In years three and four, students spent the majority of their time in acute and community-based clinical placements that were based at one of the School's three main localities in Exeter, Truro or Plymouth. In the original vision for the Peninsula Medical School, an innovative medical humanities focus was established that included a Special Studies unit in which a wine expert and a perfumer developed students' sensory awareness.

During year five students were attached to clinical apprenticeships with general practitioners and consultants throughout Devon and Cornwall.

===Research===

Research within the college focused on four main themes; Diabetes, Cardiovascular Risk and Ageing, Neuroscience (embracing both neurology and mental health), Health Services Research and Environment and Human Health.

In the 2008 Research Assessment Exercise (RAE) Peninsula Medical School submitted in two Units of Assessment: "Other Hospital Based Clinical Subjects" and "Health Services Research". In "Other Hospital Based Clinical Subjects", 65% of their submission was judged to be of international or world class quality. This ranked Peninsula Medical School's research 11th of 27 submissions from other UK Medical Schools.
Their research in the "Health Services Research" category was also judged to be of high international standard, with 50% of Peninsula Medical School's submission judged as international or world class, ranking them 13th out of 24 submissions.

==Peninsula Dental School==

Peninsula Dental School Logo

===History===

PDS was established on 26 January 2006 following a successful bid to the Government, as part of a national expansion of dental student numbers in the UK. It is the first dental school to open in the U.K for three decades.

The Peninsula Dental School was a member of the Dental Schools Council.

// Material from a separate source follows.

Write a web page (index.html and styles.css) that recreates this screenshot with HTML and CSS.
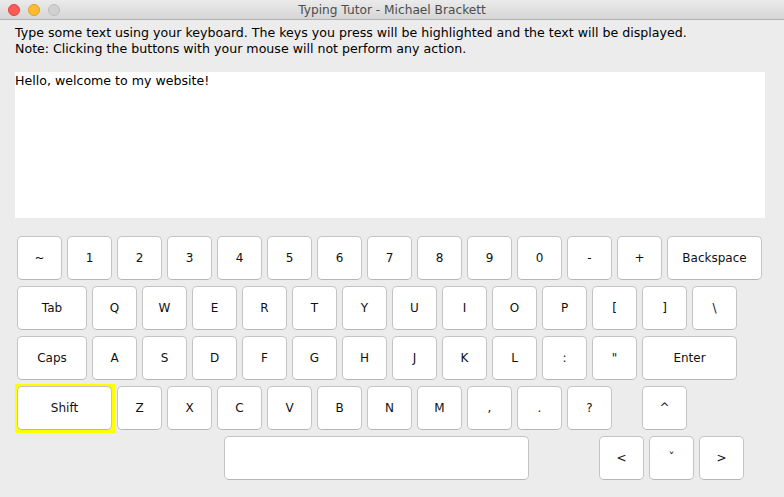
FILE: index.html
```html
<!DOCTYPE html>
<html>
<head>
<meta charset="utf-8">
<title>Typing Tutor - Michael Brackett</title>
<link rel="stylesheet" href="styles.css">
</head>
<body>
<div class="window">
  <div class="titlebar">
    <div class="lights">
      <span class="light red"></span>
      <span class="light yellow"></span>
      <span class="light gray"></span>
    </div>
    <div class="title">Typing Tutor - Michael Brackett</div>
  </div>
  <div class="content">
    <div class="instructions">
      <div>Type some text using your keyboard. The keys you press will be highlighted and the text will be displayed.</div>
      <div>Note: Clicking the buttons with your mouse will not perform any action.</div>
    </div>
    <div class="textarea">Hello, welcome to my website!</div>
    <div class="keyboard">
      <div class="row">
        <span class="key">~</span><span class="key">1</span><span class="key">2</span><span class="key">3</span><span class="key">4</span><span class="key">5</span><span class="key">6</span><span class="key">7</span><span class="key">8</span><span class="key">9</span><span class="key">0</span><span class="key">-</span><span class="key">+</span><span class="key wide">Backspace</span>
      </div>
      <div class="row">
        <span class="key mid">Tab</span><span class="key">Q</span><span class="key">W</span><span class="key">E</span><span class="key">R</span><span class="key">T</span><span class="key">Y</span><span class="key">U</span><span class="key">I</span><span class="key">O</span><span class="key">P</span><span class="key">[</span><span class="key">]</span><span class="key">\</span>
      </div>
      <div class="row">
        <span class="key mid">Caps</span><span class="key">A</span><span class="key">S</span><span class="key">D</span><span class="key">F</span><span class="key">G</span><span class="key">H</span><span class="key">J</span><span class="key">K</span><span class="key">L</span><span class="key">:</span><span class="key">"</span><span class="key wide">Enter</span>
      </div>
      <div class="row">
        <span class="hl"><span class="key wide">Shift</span></span><span class="key">Z</span><span class="key">X</span><span class="key">C</span><span class="key">V</span><span class="key">B</span><span class="key">N</span><span class="key">M</span><span class="key">,</span><span class="key">.</span><span class="key">?</span><span class="key up">^</span>
      </div>
      <div class="row">
        <span class="key space"></span><span class="key arrow-left">&lt;</span><span class="key">ˇ</span><span class="key">&gt;</span>
      </div>
    </div>
  </div>
</div>
</body>
</html>
```

FILE: styles.css
```css
html, body {
  margin: 0;
  padding: 0;
  background: #ececec;
}

.window {
  width: 784px;
  height: 497px;
  display: flex;
  flex-direction: column;
  background: #ececec;
  font-family: "DejaVu Sans", "Liberation Sans", sans-serif;
  color: #000;
  overflow: hidden;
}

.titlebar {
  height: 19px;
  border-bottom: 1px solid #b1b1b1;
  background: linear-gradient(#ebebeb, #d5d5d5);
  display: flex;
  align-items: center;
  position: relative;
}

.lights {
  display: flex;
  gap: 8px;
  padding-left: 8px;
}

.light {
  width: 12px;
  height: 12px;
  border-radius: 50%;
  box-sizing: border-box;
}

.red { background: #fc5b57; border: 1px solid #e0443e; }
.yellow { background: #fdbc2f; border: 1px solid #dea123; }
.gray { background: #d0d0d0; border: 1px solid #bdbdbd; }

.title {
  position: absolute;
  left: 0;
  right: 0;
  top: 0;
  bottom: 0;
  display: flex;
  align-items: center;
  justify-content: center;
  font-size: 12.2px;
  color: #4d4d4d;
}

.content {
  padding: 5px 15px 0 15px;
  display: flex;
  flex-direction: column;
}

.instructions {
  font-size: 12.6px;
  line-height: 16px;
  color: #000;
  margin-bottom: 15px;
}

.textarea {
  width: 750px;
  height: 146px;
  background: #ffffff;
  font-size: 12.6px;
  line-height: 16px;
  padding-top: 1px;
  box-sizing: border-box;
  color: #000;
}

.keyboard {
  margin-top: 18px;
  margin-left: 2px;
  display: flex;
  flex-direction: column;
  gap: 6px;
}

.row {
  display: flex;
  gap: 5px;
}

.key {
  width: 45px;
  height: 44px;
  box-sizing: border-box;
  background: #ffffff;
  border: 1px solid #c4c4c4;
  border-bottom-color: #b6b6b6;
  border-radius: 5px;
  display: flex;
  align-items: center;
  justify-content: center;
  font-size: 12px;
  color: #111;
}

.mid { width: 70px; }
.wide { width: 95px; }

.hl {
  display: flex;
  background: #ffff00;
  padding: 2px 3px 3px 2px;
  margin: -2px -3px -3px -2px;
}

.up { margin-left: 25px; }

.space {
  width: 305px;
  margin-left: 207px;
}

.arrow-left { margin-left: 65px; }
```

Its inaugural dean was Professor Liz Kay.

===Bachelor Degree Programme===

The Peninsula Dental School trained 64 dentists a year and offered a joint Bachelor of Dental Surgery (BDS) degree through the Universities of Exeter and Plymouth. The programme was four years, designed for science graduates or health care professionals.

===Undergraduate Programme Structure===

For the first two years of the dental programme students were based mainly at the University of Plymouth. The learning emphasis was placed upon core clinical and communication skills.

==Peninsula Postgraduate Health Institute==

The Peninsula Postgraduate Health Institute (PPHI) contracted with the NHS in Devon and Cornwall to provide taught programmes and research opportunities in medicine, health and social care, working in collaboration with the NHS. The programmes were provided by the University of Plymouth's Faculty of Health and Social Work and Schools of the University of Exeter. The Peninsula College of Medicine and Dentistry was represented on the Board of PPHI.

==Peninsula Allied Health Collaboration==

The Peninsula Allied Health Collaboration (PAHC) was a separate collaboration of the two universities, together with the University of St Mark & St John, Plymouth, which contracted with the NHS to provide undergraduate programmes in allied health professions such as nursing, occupational therapy, and radiography. The programmes were provided by the collaborating institutions but students could take modules from more than one institution. The Peninsula College of Medicine and Dentistry was represented on the Board of PAHC.